Sawant set up a mango orchard in 2010, and five years later, he thought of starting a plant nursery business. After that, he started his nursery named ‘Shri Banashankari Ropvatika’ in 2015. He brings water to irrigate plants in his greenhouse through the Mhaisal Irrigation Scheme of the Krishna river, for which he has also installed two pipelines of four km each. Apart from this, he has also built a pond with the subsidy provided by the state agriculture department.  

At present, Sawant’s family lives in Banali village, which is five kilometres from Antaral. Sawant says, “These days our house is being built in Antaral village. The house will be ready in a month or two, and then we will shift there with the whole family.”

Sawant’s family has a nursery on 20 acres of land, in which different fruit plants are planted. In 10 acres, only saffron mango variety is planted, while the remaining 10 acres are covered with sapota, pomegranate, cilantro, guava, tamarind etc.


Sawant’s nursery has a shade net covering one acre of land. Small mango plants, i.e. mother plants, are planted in this shed area. From these root plants of saffron variety, cuttings are prepared for rootstocks for the Raiwal mango variety. 

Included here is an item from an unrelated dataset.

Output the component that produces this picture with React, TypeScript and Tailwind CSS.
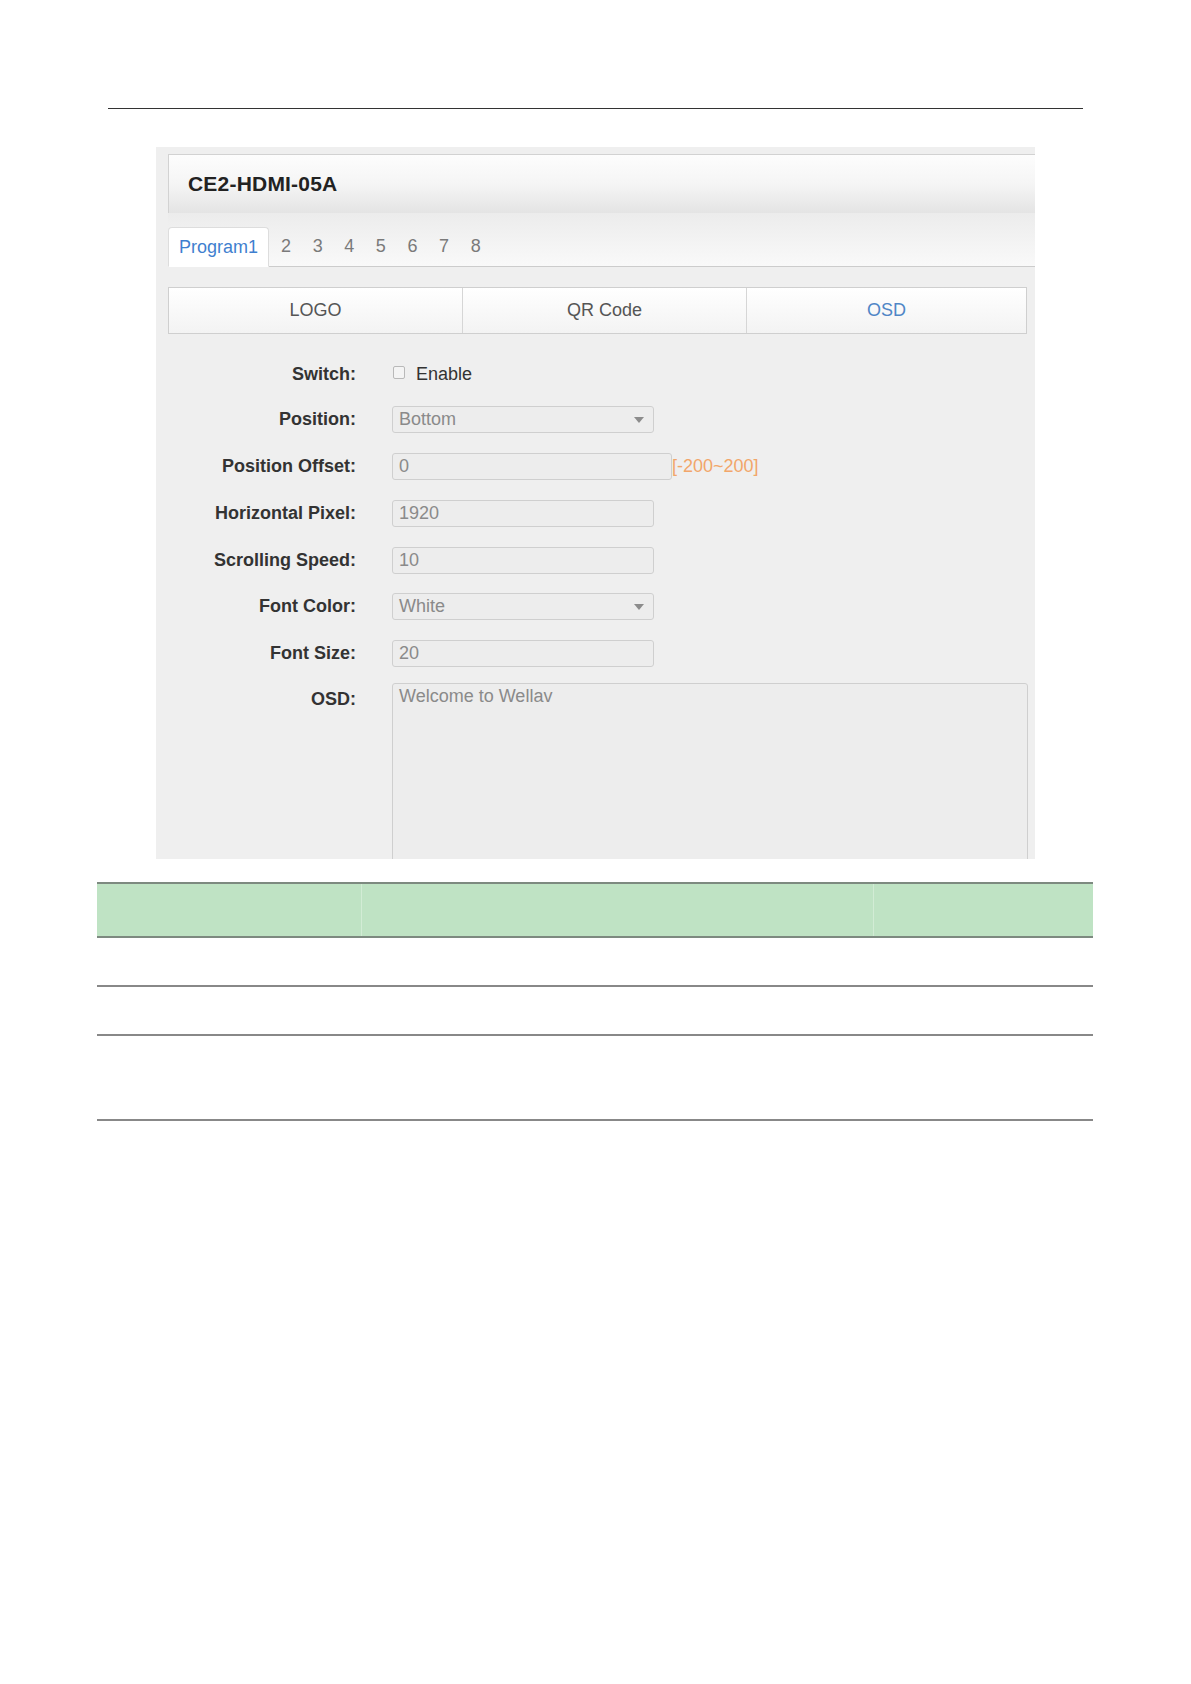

Sawant has also taken advantage of subsidies from several government schemes to make his nursery and mango plantation better. Tukaram Kolekar, agriculture officer of Jat taluka, says, “Until Sawant started nursery, mango saplings had to be taken from Kolhapur or Konkan. Apart from this, the cost of planting mango trees in this area was also very high. Most of the plants also died, due to which people did not grow mango plants. At the same time, now saffron mango trees have been planted on more than 50 acres of land in this area.

Sawant sells mango saplings at around Rs 40 to 70 per plant, earning him a profit of around two lakhs annually. Along with this, he sells around one lakh cilantro, berries, figs, sapota, guava, tamarind and lemon plants. 


Planting mango by grafting 

Sawant has hired some gardeners who had brought him to the National Horticulture Board training at Dapoli, 225 km from Sangli. All these gardeners prepare saplings by grafting small mango plants from June to August. They all live with Sawant’s family. Sawant says, “All my gardeners are very skilled, and I have learned the technique of plant grafting from them. These gardeners prepare around 800 to 1000 saplings every day and charge three rupees for grafting a plant.”

Farmers of Parbhani, Beed, Osmanabad, Buldhana, Kolhapur, Bijapur, Athani, Belgaum, Indy and even parts of the Konkan region buy saplings from their nurseries. “This year, I got an order of four lakh saplings from Buldhana, which came as a surprise to me,” he says.


Sawant has also been honoured with the title of ‘Udyan Pandit’ by the Government of Maharashtra. Talking about some of the plant grafting tips, he explains, “While grafting a plant, keep in mind that the branch you choose for grafting should have a soft green branch. Also, the leaves on it should not be more than four months old. Talking about the temperature, the temperature should be between 25 ℃ to 30 ℃, which happens at the beginning of May.

Many farmers from far and wide also come to see Sawant’s plantations. There is a three-year-old mango tree in his field, on which 22 varieties have been grafted. Presently, 22 types of mangoes have grown in this tree. He has also labelled all the mangoes with their names. The mangoes grown in the tree include Sindhu, Dudhpeda, Croton, Sonpari, Dussehri, Vanraj, Niranjan, Lalbagh, Taiwan, Amrapali, Alphonso, Baramashi and ten other names. Sawant is always on the lookout for new mango varieties. He hopes that 100 varieties will be grown in this mango tree within a year or two with the grafting technique.